İsrail’i durdurmak için Suriye ile normalleşme şart

Cumhurbaşkanı Erdoğan TBMM açılışında yaptığı konuşmada İsrail’in sıradaki hedefleri arasında Türkiye’nin de olduğu söyledi. Yiğit, Erdoğan’ın bu açıklamasını uçuk görüldüğünü ancak, iç cepheyi sağlam tutma hedefiyle yapıldığını düşündüğünü vurguladı. İsrail’in saldırganlığının durdurulması için Suriye ile işbirliği yapılması gerektiğine dikkat çeken Yiğit, şöyle konuştu:

“En kötü senaryo yaşanır ve bölge bir savaşa sürüklenirse Türkiye’nin bundan etkilenmemesi mümkün değil. Öncelikle sınırlarımıza bir doğru bir mülteci yığılması kaçınılmaz. Ayrıca bölgede savaş demek askeri harcamaların artması ve bu ekonomik krizin daha da derinleşmesi demek.

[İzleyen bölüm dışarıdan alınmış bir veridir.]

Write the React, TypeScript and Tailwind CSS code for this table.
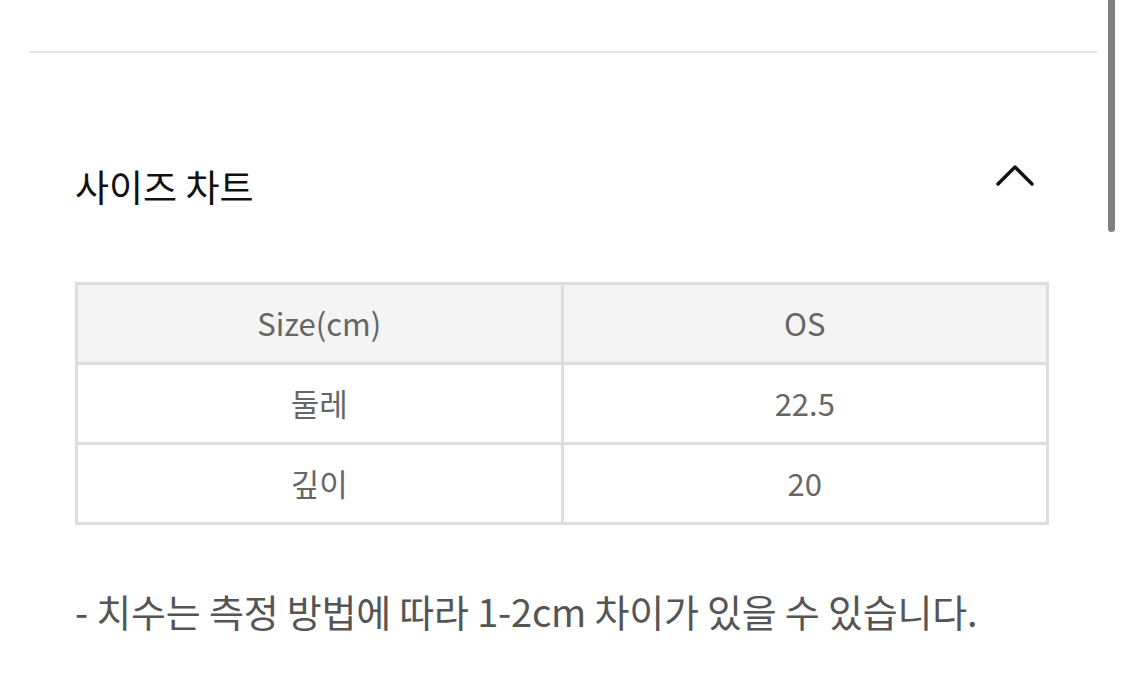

Bu noktada Cumhurbaşkanı Erdoğan’ın dünkü “İsrail'in bir sonraki hedefi Türkiye” açıklaması oldukça çarpıcıydı. Bu açıklama pek çok insana uçuk geldi. Erdoğan’ın İsrail askerlerinin Lübnan ve Suriye’yi aşıp Türkiye sınırlarına dayanacağını kastettiğini düşünmüyorum. Bu açıklamanın daha çok bölge savaşa sürüklenirken iç cepheyi sağlam tutma hedefiyle yapılan çarpıcı bir çıkış olduğunu düşünüyorum. Nitekim Özgür Özel’in açıklaması ve Bahçeli’nin DEM Partililerle el sıkışması gibi adımlar bu iç cepheyi birleştirme adımları gibi görünüyor. Ancak iç cepheyi sağlam tutmanın dışında Suriye ile ilgili adımların da ivedilikle atılması gerekiyor. Suriye Türkiye’nin ön, Lübnan’ın da arka cephesi. İsrail saldırganlığının Lübnan’da durdurulması ve hezimete uğratılması hem Türkiye hem Suriye’nin yararına. Bu yüzden Suriye ile normalleşmenin bir an önce hayata geçmesi gerekiyor.

Yine Erdoğan’ın açıklamasının bence bir alt metni de Türkiye’nin savunmasının NATO’ya emanet edilemeyeceği idi. Örneğin İsrail karşısında NATO’nun 5. maddesinin Türkiye için işleyeceğini düşünmek için biraz aptal olmak lazım. Bugünden yarına hemen olacak değil, ancak Türkiye savunmada daha da yerlileşmeli, kendi silah ve savunma sistemlerini geliştirmeli. Bu bir tercih değil zorunluluk. Bu yönde atılan olumlu adımların daha hızlandırılması gelecekte Türkiye’nin elini güçlendirecek ve caydırıcılığını artıracaktır.”